Hi everyone, I am considering converting a large MPI physics simulation to a GPU hybrid code using CUDA and/or OpenACC.
The code will be run on many nodes, each of which may contain, for example, 8 CPU cores and 1 GPU.
The code is written so that each CPU core executes an MPI process. However, this brings in the problem of those 8 CPUs fighting over that 1 GPU. How is this dealt with? Can the GPUs accelerate the code so much that if I only ran 1 CPU and 1 GPU per node my code would still run faster?
Titan, the new supercomputer at Oak Ridge, for example, has 16 CPU cores / GPU. So clearly there must be some solutions to this problem.
The best scenario should be one CPU per GPU and in fact you’d like that configuration
to get the best for your money. You’d like to squeeze in as many GPUs in one machine
such that you minimize the amount of money you put on the machine’s hardware.
That being said, look for the HyperQ feature the new high-end Kepler gives, that should
give you the ability to post tasks from multiple CPU cores into one Kepler GPU.

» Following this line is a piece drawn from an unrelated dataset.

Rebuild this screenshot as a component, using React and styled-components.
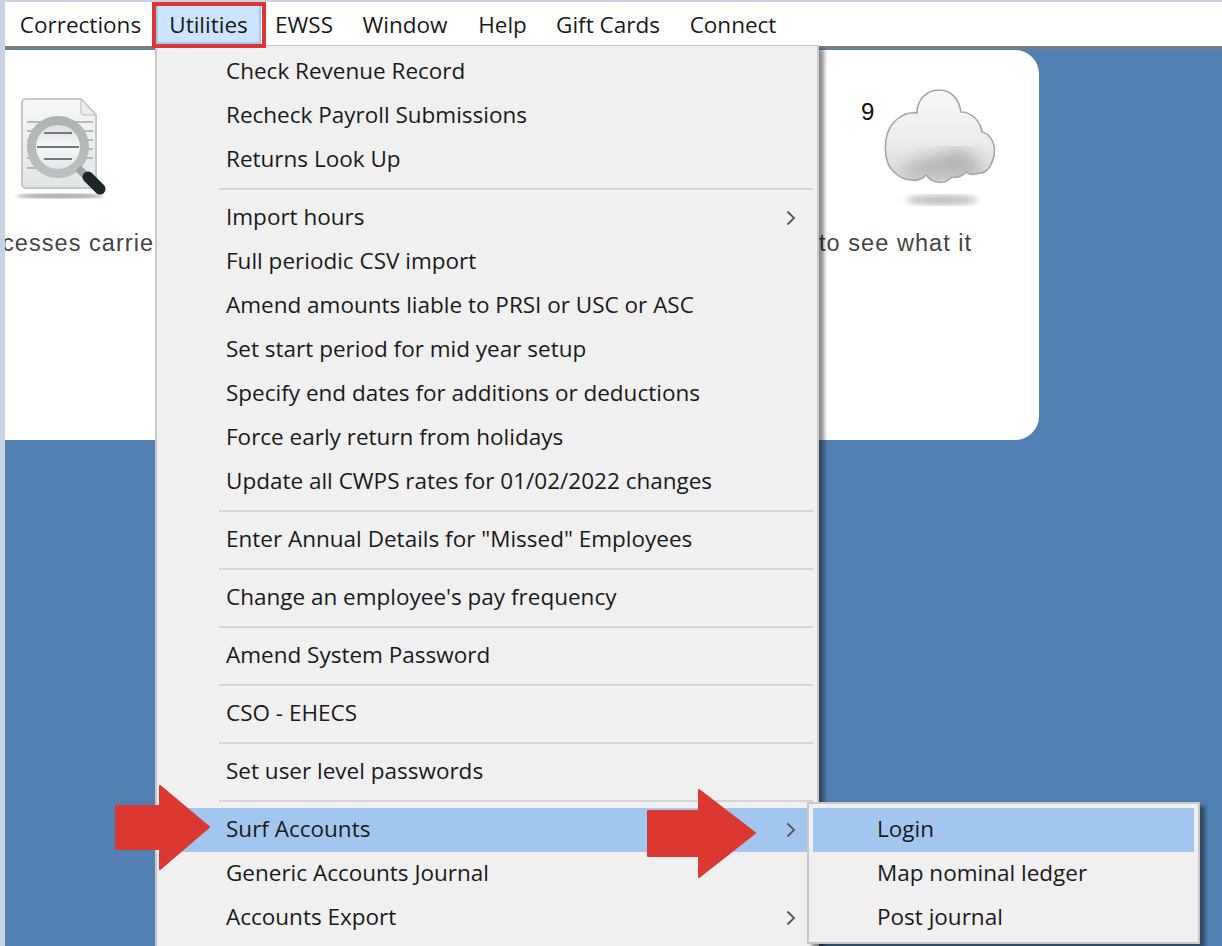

You could use the rest of the cpu to something useful, like some analysis, statistics, structure factors… If the 1 cpu gives enough calculations to the gpu to fill it, the others will have to wait anyway. Taking in to account you can get speed-ups up to 100 x or more, you are not going to need the rest of 7. YOu can submit the whole work from 1 process. For the internode gpu communications you should try to take advantange of the gpudirect feature.
How much of your execution time is spent running the GPU? If there is a large amount of work also happening on the CPU, sharing 1 GPU between many processes is not a terrible choice. I did this with a program that used the GPU for one stage of a processing pipeline. This stage dominated the runtime before, but once I moved it to the GPU, the rest of the processing stages became the bottleneck. As a result, the GPU was only being used about 10% of the time by one process, so I was able to run 8 copies of the program on the same GPU with no problems.
The context switch on the GPU does have some overhead, so it is not the best option for programs with very high CUDA utilization.
On a machine like Titan, the amount of FLOPS provided by the CPUs is so low compared to the GPUs that it would be quite sensible to leave most of the CPU cores idle in a program that spends nearly 100% of its time on the GPU. The extra cores are there to provide flexibility to adapt to programs with different ratios of CPU to GPU work.
I agree that the HyperQ feature should help you out a lot. It was added with MPI in mind. To my understanding it allows multiple CPUs to actually share the GPU resources at the same time ie many different kernels and streams are concurrently executing.